GIVEN TASK ▸ For each line that holds "components", copy the line out.

RAW DATA ▸

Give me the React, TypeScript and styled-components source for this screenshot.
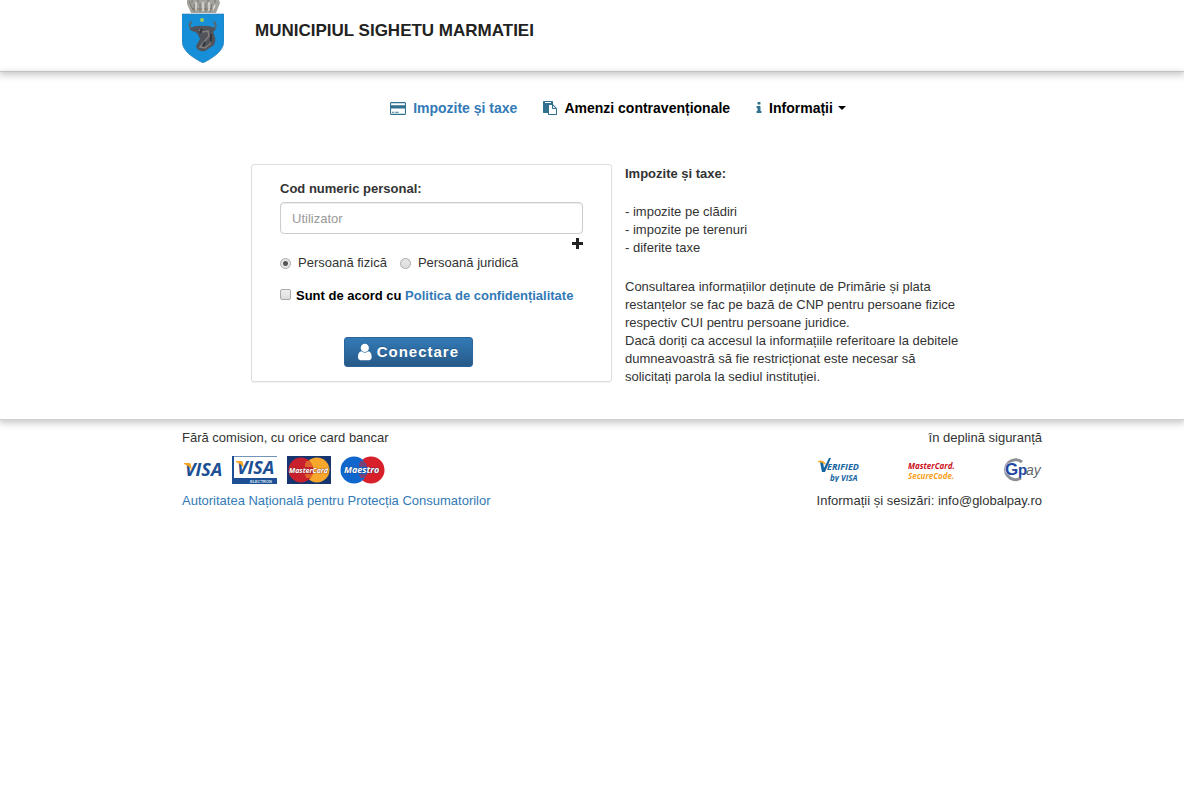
import React from "react";
import styled, { createGlobalStyle } from "styled-components";

const GlobalStyle = createGlobalStyle`
  *, *::before, *::after { box-sizing: border-box; }
  body {
    margin: 0;
    background: #fff;
    color: #333;
    font: 13px/18px "Liberation Sans", Arial, sans-serif;
  }
  a { color: #337ab7; text-decoration: none; }
`;

const Shell = styled.div`
  max-width: 900px;
  margin: 0 auto;
  padding-left: 40px;
`;

const Header = styled.header`
  border-bottom: 1px solid #d0d0d0;
  box-shadow: 0 2px 7px 1px rgba(0, 0, 0, 0.22);
`;

const Brand = styled(Shell)`
  display: flex;
  gap: 31px;
  height: 71px;
`;

const Title = styled.h1`
  margin: 21px 0 0;
  font-size: 17px;
  line-height: 20px;
  color: #222;
`;

const Main = styled.main`
  border-bottom: 1px solid #d0d0d0;
  box-shadow: 0 2px 7px 1px rgba(0, 0, 0, 0.22);
  padding-bottom: 33px;
`;

const Nav = styled.nav`
  display: flex;
  justify-content: center;
  gap: 26px;
  padding: 27px 0 47px 52px;
`;

const NavLink = styled.a<{ $active?: boolean }>`
  display: flex;
  align-items: center;
  gap: 7px;
  font-size: 14px;
  line-height: 18px;
  font-weight: bold;
  color: ${(p) => (p.$active ? "#337ab7" : "#000")};
`;

const Caret = styled.span`
  border: 4px solid transparent;
  border-top-color: #000;
  border-bottom: 0;
  margin-left: -2px;
`;

const Columns = styled.div`
  display: flex;
  align-items: flex-start;
  gap: 13px;
  padding-left: 69px;
`;

const Card = styled.form`
  flex: 0 1 361px;
  border: 1px solid #ddd;
  border-radius: 3px;
  box-shadow: 0 1px 1px rgba(0, 0, 0, 0.05);
  padding: 15px 28px 14px;
`;

const FieldLabel = styled.label`
  display: block;
  font-weight: bold;
  margin-bottom: 4px;
`;

const Field = styled.input`
  display: block;
  width: 100%;
  height: 32px;
  padding: 0 11px;
  border: 1px solid #ccc;
  border-radius: 4px;
  font: inherit;
  box-shadow: inset 0 1px 1px rgba(0, 0, 0, 0.075);
  &::placeholder { color: #999; }
`;

const Expand = styled.button`
  display: block;
  margin: 3px 0 0 auto;
  padding: 0;
  border: 0;
  background: none;
  height: 12px;
  line-height: 0;
`;

const Options = styled.div`
  display: flex;
  gap: 13px;
  margin-top: 5px;
`;

const Option = styled.label`
  display: flex;
  align-items: center;
  gap: 7px;
`;

const Radio = styled.input`
  appearance: none;
  width: 11px;
  height: 11px;
  margin: 0;
  border: 1px solid #aaa;
  border-radius: 50%;
  background: linear-gradient(#e6e6e6, #ddd);
  &:checked {
    background: radial-gradient(circle, #555 0 2px, #e6e6e6 3px);
  }
`;

const Check = styled.input`
  appearance: none;
  width: 11px;
  height: 11px;
  margin: 0 5px 0 0;
  border: 1px solid #aaa;
  border-radius: 2px;
  background: linear-gradient(#eee, #ddd);
`;

const Consent = styled.div`
  margin-top: 15px;
  font-weight: bold;
  color: #000;
`;

const Submit = styled.button`
  display: flex;
  align-items: center;
  gap: 5px;
  width: 129px;
  height: 30px;
  margin: 32px 0 0 64px;
  padding: 0 13px;
  border: 1px solid #2b669a;
  border-radius: 3px;
  background: linear-gradient(#337ab7, #265a88);
  color: #fff;
  font: bold 15px/20px "Liberation Sans", Arial, sans-serif;
  letter-spacing: 1px;
  text-shadow: 0 -1px 0 rgba(0, 0, 0, 0.2);
`;

const Info = styled.section`
  flex: 0 1 340px;
`;

const Heading = styled.h2`
  margin: 0 0 19px;
  font-size: 13px;
  line-height: 20px;
`;

const Para = styled.p`
  margin: 0 0 21px;
  &:last-child { margin-bottom: 0; }
`;

const Footer = styled.footer`
  padding-top: 9px;
`;

const FooterRow = styled(Shell)`
  display: flex;
  justify-content: space-between;
  align-items: center;
`;

const Logos = styled.div<{ $gap: number }>`
  display: flex;
  align-items: center;
  gap: ${(p) => p.$gap}px;
  height: 45px;
`;

const Glyph = ({ d, w = 14, vb = "0 0 1792 1792", h = 14 }: { d: string; w?: number; h?: number; vb?: string }) => (
  <svg width={w} height={h} viewBox={vb} fill="currentColor" aria-hidden="true"><path d={d} /></svg>
);

const NavIcon = styled.span`
  display: flex;
  color: #31708f;
`;

const CARD = "M1760 128q66 0 113 47t47 113v1216q0 66-47 113t-113 47h-1600q-66 0-113-47t-47-113v-1216q0-66 47-113t113-47h1600zm-1600 128q-13 0-22.5 9.5t-9.5 22.5v224h1664v-224q0-13-9.5-22.5t-22.5-9.5h-1600zm1600 1280q13 0 22.5-9.5t9.5-22.5v-608h-1664v608q0 13 9.5 22.5t22.5 9.5h1600zm-1504-128v-128h256v128h-256zm384 0v-128h384v128h-384z";
const PASTE = "M768 1664h896v-640h-416q-40 0-68-28t-28-68v-416h-384v1152zm256-1440v-64q0-13-9.5-22.5t-22.5-9.5h-704q-13 0-22.5 9.5t-9.5 22.5v64q0 13 9.5 22.5t22.5 9.5h704q13 0 22.5-9.5t9.5-22.5zm256 672h299l-299-299v299zm512 128v672q0 40-28 68t-68 28h-960q-40 0-68-28t-28-68v-160h-544q-40 0-68-28t-28-68v-1344q0-40 28-68t68-28h1088q40 0 68 28t28 68v328q21 13 36 28l408 408q28 28 48 76t20 88z";
const INFO = "M1216 1344v128q0 26-19 45t-45 19h-512q-26 0-45-19t-19-45v-128q0-26 19-45t45-19h64v-384h-64q-26 0-45-19t-19-45v-128q0-26 19-45t45-19h384q26 0 45 19t19 45v576h64q26 0 45 19t19 45zm-128-1152v192q0 26-19 45t-45 19h-256q-26 0-45-19t-19-45v-192q0-26 19-45t45-19h256q26 0 45 19t19 45z";
const USER = "M1536 1399q0 109-62.5 187t-150.5 78h-854q-88 0-150.5-78t-62.5-187q0-85 8.5-160.5t31.5-152 58.5-131 94-89 134.5-34.5q131 128 313 128t313-128q76 0 134.5 34.5t94 89 58.5 131 31.5 152 8.5 160.5zm-256-887q0 159-112.5 271.5t-271.5 112.5-271.5-112.5-112.5-271.5 112.5-271.5 271.5-112.5 271.5 112.5 112.5 271.5z";

const Crest = () => (
  <svg width="42" height="63" viewBox="0 0 42 63" role="img" aria-label="Stema">
    <path d="M5 0h32l1 3-4 10H9L5 4Z" fill="#a5a39d" />
    <path d="M7 1l4 9M12 4v8M18 3v9M24 3v9M30 4l-2 8M10 9h23M10 0v3M16 0v3M26 0v3M33 0v3" stroke="#77766f" strokeWidth="1" fill="none" />
    <path d="M14 2v8M21 2v9M27 2v9M33 5l-2 5" stroke="#dedbd4" strokeWidth="1.5" />
    <path d="M0 14h42v27c0 9-9 16-21 22C9 57 0 50 0 41Z" fill="#178ed8" stroke="#2d82b4" strokeWidth=".6" />
    <circle cx="20" cy="20" r="2" fill="#a0c95c" />
    <path d="M10 29c-3-2-3-5-1-7M31 29c4-2 3-5 1-7" fill="none" stroke="#5a666e" strokeWidth="2" strokeLinecap="round" />
    <path d="M8 28q6-3 13-2 7-1 13 3l-3 3q4 7 1 13l-9 6q-8 1-9-5l4-7-3-6-7-3Z" fill="#50545a" />
    <path d="M17 30l4 2 5-1 1 5-6 7-3 4 5 1 6-5" fill="none" stroke="#837d7c" strokeWidth="1.5" />
    <path d="M20 29l-2 4M23 42l-2 4M29 34v7" stroke="#30343c" strokeWidth="2" />
  </svg>
);

const Visa = () => (
  <svg width="41" height="28" viewBox="0 0 41 28" role="img" aria-label="Visa">
    <text x="3" y="20" fontFamily="Open Sans" fontWeight="bold" fontStyle="italic" fontSize="18" fill="#1c4f93">VISA</text>
    <path d="M2 7h5q2 0 2 2l1 6q-2-5-8-7Z" fill="#f5a623" />
  </svg>
);

const Electron = () => (
  <svg width="45" height="28" viewBox="0 0 45 28" role="img" aria-label="Visa Electron">
    <path d="M.5 28V.5H45" fill="none" stroke="#7593b8" />
    <path d="M0 0h2v28H0ZM2 22h43v6H2Z" fill="#1c4f93" />
    <text x="5" y="18" fontFamily="Open Sans" fontWeight="bold" fontStyle="italic" fontSize="18" fill="#1c4f93">VISA</text>
    <path d="M4 5h5q2 0 2 2l1 6q-2-5-8-7Z" fill="#f5a623" />
    <text x="18" y="27" fontFamily="Liberation Sans" fontWeight="bold" fontSize="4" fill="#dfe8f2">ELECTRON</text>
  </svg>
);

const MasterCard = () => (
  <svg width="45" height="28" viewBox="0 0 45 28" role="img" aria-label="MasterCard">
    <path d="M1 0h44v28H1Z" fill="#17356f" />
    <circle cx="31" cy="14" r="12.5" fill="#f6a72c" />
    <circle cx="15" cy="14" r="12.5" fill="#c8202c" />
    <path d="M20 6h5M19 8h8M19 10h8M19 19h8M20 21h6" stroke="#f6a72c" />
    <text x="3" y="17" fontFamily="Open Sans" fontWeight="bold" fontStyle="italic" fontSize="7" fill="#fff" stroke="#7a2420" strokeWidth=".6" paintOrder="stroke">MasterCard</text>
  </svg>
);

const Maestro = () => (
  <svg width="45" height="28" viewBox="0 0 45 28" role="img" aria-label="Maestro">
    <circle cx="31" cy="14" r="13.5" fill="#d8202a" />
    <circle cx="14" cy="14" r="13.5" fill="#0f66cc" />
    <path d="M20 6h5M19 8h7M19 10h8M19 19h8M20 21h6" stroke="#d8202a" />
    <text x="4" y="17" fontFamily="Open Sans" fontWeight="bold" fontStyle="italic" fontSize="9" fill="#fff" stroke="#123a78" strokeWidth=".6" paintOrder="stroke">Maestro</text>
  </svg>
);

const Verified = () => (
  <svg width="42" height="24" viewBox="0 0 42 24" role="img" aria-label="Verified by Visa">
    <path d="M2 4h3l1 6L11 0h2L7 14H4Z" fill="#14649f" />
    <path d="M0 3q6-2 8 4Q4 4 0 4Z" fill="#f5a623" />
    <text x="9" y="12" fontFamily="Open Sans" fontWeight="bold" fontStyle="italic" fontSize="9" fill="#14649f">ERIFIED</text>
    <text x="12" y="23" fontFamily="Open Sans" fontWeight="bold" fontStyle="italic" fontSize="8" fill="#14649f">by VISA</text>
  </svg>
);

const SecureCode = () => (
  <svg width="46" height="24" viewBox="0 0 46 24" role="img" aria-label="MasterCard SecureCode">
    <text x="0" y="11" fontFamily="Open Sans" fontWeight="bold" fontStyle="italic" fontSize="8" fill="#cc1020">MasterCard.</text>
    <text x="0" y="21" fontFamily="Open Sans" fontWeight="bold" fontStyle="italic" fontSize="8" fill="#f9a11b">SecureCode.</text>
  </svg>
);

const Gpay = () => (
  <svg width="40" height="24" viewBox="0 0 40 24" role="img" aria-label="Gpay">
    <path d="M20 4A10 10 0 1 0 19 20" fill="none" stroke="#8c8f96" strokeWidth="3" />
    <g fontFamily="Liberation Sans" fontWeight="bold">
      <text x="3" y="17" fontSize="17" fill="#2347a0" stroke="#fff" strokeWidth="1" paintOrder="stroke">G</text>
      <text x="16" y="17" fontSize="15" fill="#2347a0">p</text>
      <text x="24" y="17" fontStyle="italic" fontWeight="normal" fontSize="14" fill="#66686e">ay</text>
    </g>
  </svg>
);

export default function App() {
  return (
    <>
      <GlobalStyle />
      <Header>
        <Brand>
          <Crest />
          <Title>MUNICIPIUL SIGHETU MARMATIEI</Title>
        </Brand>
      </Header>
      <Main>
        <Nav>
          <NavLink href="#taxe" $active><NavIcon><Glyph d={CARD} w={16} h={15} vb="0 0 1920 1792" /></NavIcon>Impozite și taxe</NavLink>
          <NavLink href="#amenzi"><NavIcon><Glyph d={PASTE} /></NavIcon>Amenzi contravenționale</NavLink>
          <NavLink href="#informatii"><NavIcon><Glyph d={INFO} w={6} vb="512 0 768 1792" /></NavIcon>Informații <Caret /></NavLink>
        </Nav>
        <Shell>
          <Columns>
            <Card onSubmit={(e) => e.preventDefault()}>
              <FieldLabel htmlFor="cnp">Cod numeric personal:</FieldLabel>
              <Field id="cnp" placeholder="Utilizator" />
              <Expand type="button" aria-label="Mai multe">
                <svg width="11" height="11" viewBox="0 0 11 11"><path d="M4 0h3v4h4v3H7v4H4V7H0V4h4Z" fill="#222" /></svg>
              </Expand>
              <Options>
                <Option><Radio type="radio" name="tip" defaultChecked />Persoană fizică</Option>
                <Option><Radio type="radio" name="tip" />Persoană juridică</Option>
              </Options>
              <Consent>
                <Check type="checkbox" id="acord" />
                <label htmlFor="acord">Sunt de acord cu</label> <a href="#politica">Politica de confidențialitate</a>
              </Consent>
              <Submit type="submit"><Glyph d={USER} w={16} h={18} vb="256 128 1280 1536" />Conectare</Submit>
            </Card>
            <Info>
              <Heading>Impozite și taxe:</Heading>
              <Para>- impozite pe clădiri<br />- impozite pe terenuri<br />- diferite taxe</Para>
              <Para>
                Consultarea informațiilor deținute de Primărie și plata restanțelor se fac pe bază de CNP pentru persoane fizice respectiv CUI pentru persoane juridice.<br />
                Dacă doriți ca accesul la informațiile referitoare la debitele dumneavoastră să fie restricționat este necesar să solicitați parola la sediul instituției.
              </Para>
            </Info>
          </Columns>
        </Shell>
      </Main>
      <Footer>
        <FooterRow><span>Fără comision, cu orice card bancar</span><span>în deplină siguranță</span></FooterRow>
        <FooterRow>
          <Logos $gap={9}><Visa /><Electron /><MasterCard /><Maestro /></Logos>
          <Logos $gap={48}><Verified /><SecureCode /><Gpay /></Logos>
        </FooterRow>
        <FooterRow><a href="#anpc">Autoritatea Națională pentru Protecția Consumatorilor</a><span>Informații și sesizări: info@globalpay.ro</span></FooterRow>
      </Footer>
    </>
  );
}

PROBLEM SOLUTION ▸
Give me the React, TypeScript and styled-components source for this screenshot.
import styled, { createGlobalStyle } from "styled-components";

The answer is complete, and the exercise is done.